Early play-to-earn models assumed one thing: players were the asset.
The more time players spent in-game, the more value was extracted. Guilds optimized for hours played, daily activity, and output per wallet. Yield Guild Games operated inside that framework at first, mostly because that was how the games themselves were designed.
Over time, the limits showed up.
Player behavior was unstable. Incentives attracted short-term participation, not long-term commitment. When rewards dropped, activity followed. Managing large player bases became expensive, and not just financially. Attention, moderation, and training all scaled poorly.
YGG gradually shifted its focus.
Instead of optimizing around players as units of yield, it began paying more attention to systems: onboarding flows, asset management, tooling, and coordination between games. The question changed from “how many players can we support” to “what structures actually hold up when incentives weaken.”
This is where the emphasis on infrastructure started to show.

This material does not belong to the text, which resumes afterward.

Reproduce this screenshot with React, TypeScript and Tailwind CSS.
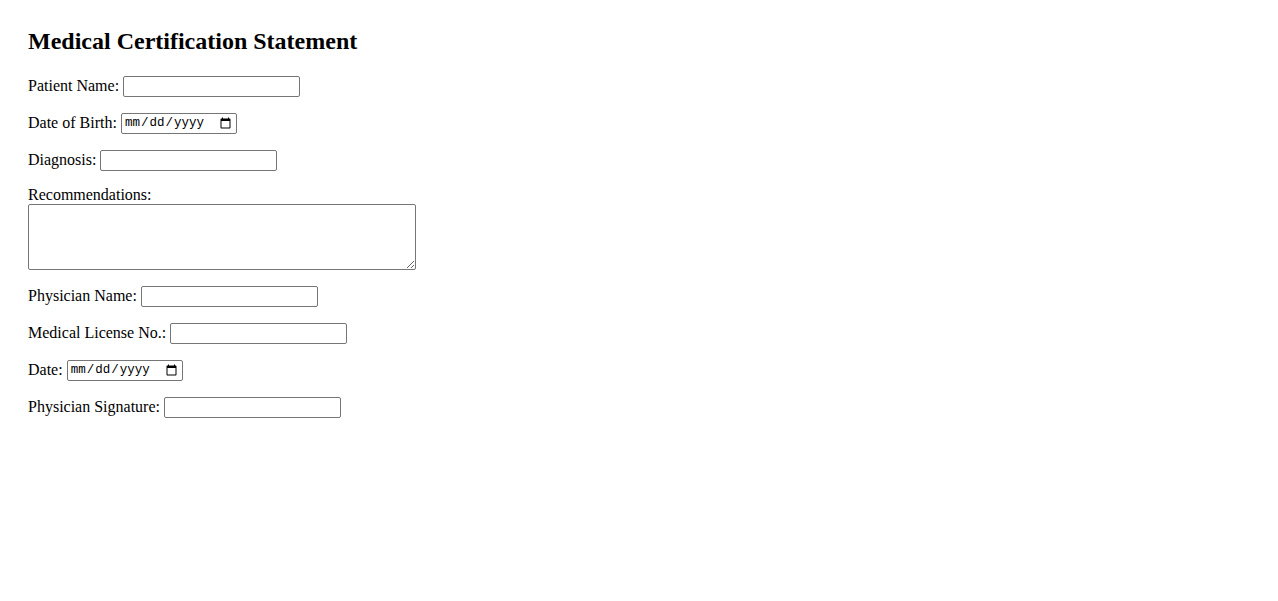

YGG Play is part of that shift. Publishing, distribution, and tooling matter more when games are expected to survive without constant subsidies. The Guild Protocol points in the same direction. Reputation, access, and coordination replace raw output as the organizing principle.
Players still matter, but they’re no longer treated as the product. They’re participants inside systems that need to function even when growth slows.
The YGG token fits into this model as connective tissue. Governance, staking, and access exist to maintain alignment, not to extract value from activity spikes. Vaults reflect this by tying participation to defined strategies rather than generic emissions.
This doesn’t mean YGG has solved the problem. It means it stopped pretending the old one was enough.
Most play-to-earn models broke because they depended on players behaving like machines. Yield Guild Games appears to have learned that lesson earlier than most.
What comes next depends on whether infrastructure can replace incentives without killing participation. That question is still open.